Прежнее сознание, что конец близок, что некогда, выросло. Надо было спешить. И все, что я делала, о чем думала раньше, освещенное этим сознанием, стало во сто крат ярче, сильнее, выразительнее. Казалось, что нервная система моя переродилась в другую, высшего порядка, несомненно более тонкую. В душе явилась необыкновенная громадная любовь ко всем товарищам, ко всем людям, ко всему миру.
Это она, эта любовь прорывалась у меня в улыбке, не сходившей с лица, в сладком сжимании сердца, ощущаемом физически, в захвате дыхания от какого-то безотчетного восторга, находившего временами на меня.
Казалось, что я перенеслась в другую атмосферу, свойство которой увеличивать во много раз звуки, краски, сравнительно с атмосферой воздушной. Я никогда не любила так жизнь, как в эти дни „щюсияния“. Никогда не говорило мне так много солнце, голубое небо, верхушки деревьев за стеной, резко вырисовывавшиеся на вечернем лиловатом небе. Любовь, преходящая в тихий восторг, в сияние души, была основным настроением. От нее не отделялась грусть, но какая-то особенная грусть, какая-то безмятежная, кроткая: эти деревья зазеленеют весной, они будут жить, думала я, а я не увижу их, я не увижу больше жизни. Это было грустно не увидеть их расцвета и уносить их с собой мертвыми.

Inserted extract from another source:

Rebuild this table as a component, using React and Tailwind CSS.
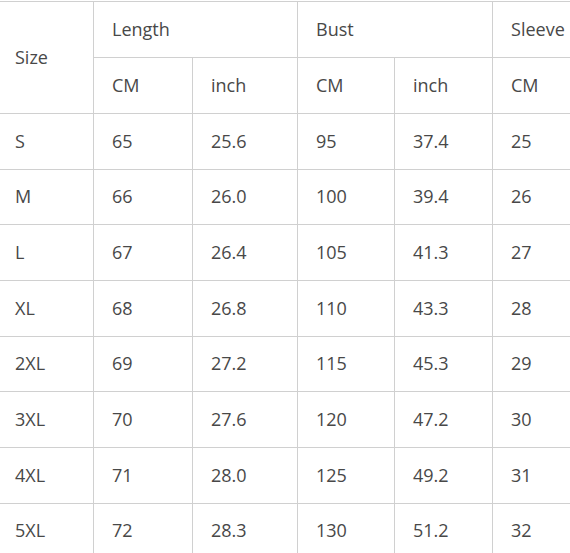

Читали газеты. Подвиги семеновцев на Николаевской жел. дор., десятки трупов на снегу… [175] Я ясно видела, как резко чернеют они на сверкающем белом снегу… Смертная казнь за газетную статью… Победоносное шествие Ренненкампфа и Меллер-Закомельского по Сибири… [176] Письмо Спиридоновой… [177] Все это до ужаса не вязалось с содержанием последней страницы газеты, в которой все так же, как в 5–10-15 лет тому назад печатали, какие пьесы пойдут в каком театре, кто как одет, кто играл в таком-то концерте…
175
Имеются в виду бессудные расправы солдат и офицеров Семеновского гвардейского полка с лицами, заподозренными в участии в Декабрьском восстании в Москве.
176
Генералы П. К. Ренненкампф и А. Н. Меллер-Закомельский командовали войсками, подавившими революционные выступления в ряде городов Сибири.
177
Речь идет о письме М. А. Спиридоновой, переданном на волю из тюрьмы и опубликованным в газете «Русь», а затем и в ряде других изданий. В письме рассказывалось об избиениях и издевательствах, которым подверглась Спиридонова после покушения на губернского советника Г. Н. Луженовского
Хотелось знать, кто победит. Хотелось знать, когда и какая будет победа или пораженье. Хотелось дождаться, видеть, праздновать ее. Хотелось знать, скоро ли пожрут себя сами такие великолепные экземпляры вида Homo sapiens с головой, иначе мыслящей, чем обыкновенный человек, с сердцем, иначе бьющимся, — такие выродки, как Ренненкампф, Закомельский, Риман… [178]
Хотелось видеть, во что обратятся все негорячие и нехолодные с серым пятном вместо лица, те, которые, как и два года тому назад, ходят в Мариинку и к Неметти и досадливо отмахиваются от революции, из подполья вышедшей на улицу, заполнившей все газеты, журналы, книги. Где они будут? С кем они будут. Загорятся ли огнем веры и силы или вымрут незаметно и тихо?
178
Полковник Н. К. Риман — один из руководителей подавления Декабрьского восстания в Москве.